In fiscal 2014, 10,000 RSUs were granted under the Company’s 2000 Equity Incentive Plan to each of our non-
employee directors who were re-elected at the 2013 Annual Meeting of Stockholders on July 31, 2013, as well as
to Mr. Probst following his re-election as a director at that meeting. These RSUs vest in their entirety on July 31,
2014. Under the 2000 Equity Incentive Plan, non-employee directors may elect to receive all or part of their cash
compensation in the form of common stock. As an incentive for our non-employee directors to increase their
stock ownership in EA, non-employee directors making such an election receive shares of common stock valued
at 110% of the cash compensation they would have otherwise received. Such shares are awarded via the grant
and immediate exercise of a stock option having an exercise price equal to the fair market value of our common
stock on the date of grant, which is the first trading day of each quarter of the Board year.

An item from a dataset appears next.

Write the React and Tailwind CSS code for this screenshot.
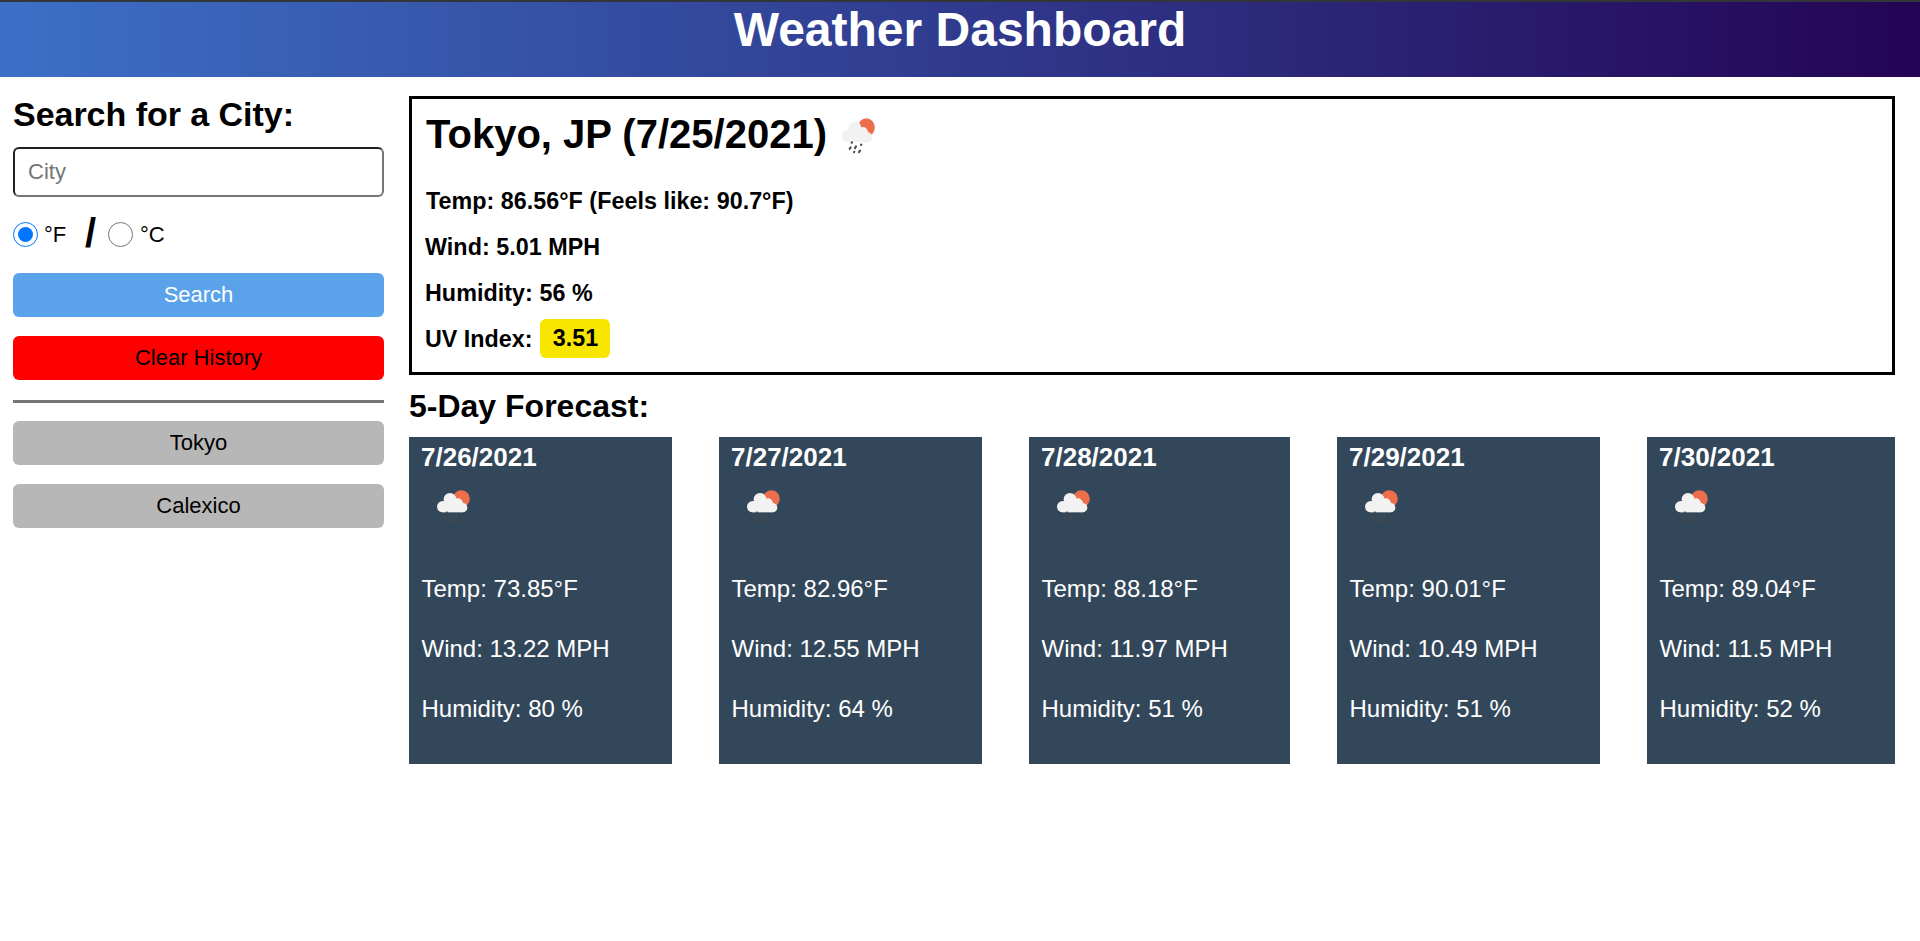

In May 2014, the Board of Directors approved a change to the stock compensation granted to directors following
election or re-election to the Board. Effective with grants made following the 2014 Annual Meeting and pursuant
to the terms of the 2000 Equity Incentive Plan, each of our non-employee directors will be granted an equity
award with a grant date fair value of $260,000. This equity award will be comprised of 50% RSUs and 50%
stock options, which will vest in their entirety upon the earlier of one year from the date of grant or the date of
the 2015 Annual Meeting. For additional information regarding the valuation methodology for stock options and
RSUs, see Note 15, “Stock-Based Compensation and Employee Benefit Plans”, to the Consolidated Financial
Statements in our 2014 Annual Report.
Other Benefits
Non-employee directors, who are not employed with any other company, are offered an opportunity to purchase
certain EA health, dental and vision insurance while serving as a Board of Directors member with the option for
the continuation of benefits upon the expiration of their Board of Directors term. Participating directors pay
100% of their own insurance premiums.
Deferred Compensation Plan
We maintain a Deferred Compensation Plan (“DCP”) that allows our directors and certain employees, including
our named executive officers, to defer receipt of their director fees or base salary, as the case may be, into cash
accounts that mirror the gains and/or losses of several different investment funds, which correspond to the funds
we have selected for our 401(k) plan. Director participants may defer up to 100% of their director fees until the
date(s) they have specified. We are not required to make any contributions to the DCP and did not do so in fiscal
2014.
Stock Ownership Guidelines
Each non-employee director is required, within three years of becoming a director, to own shares of EA common
stock or vested RSUs having a value of at least three years’ annual retainer for service on the Board of Directors.
As of March 31, 2014, each of our directors had either fulfilled their ownership requirements or had not yet
reached three years of service. Mr. Hoag is currently eligible to satisfy his ownership requirements through
holdings of EA stock by Technology Crossover Ventures.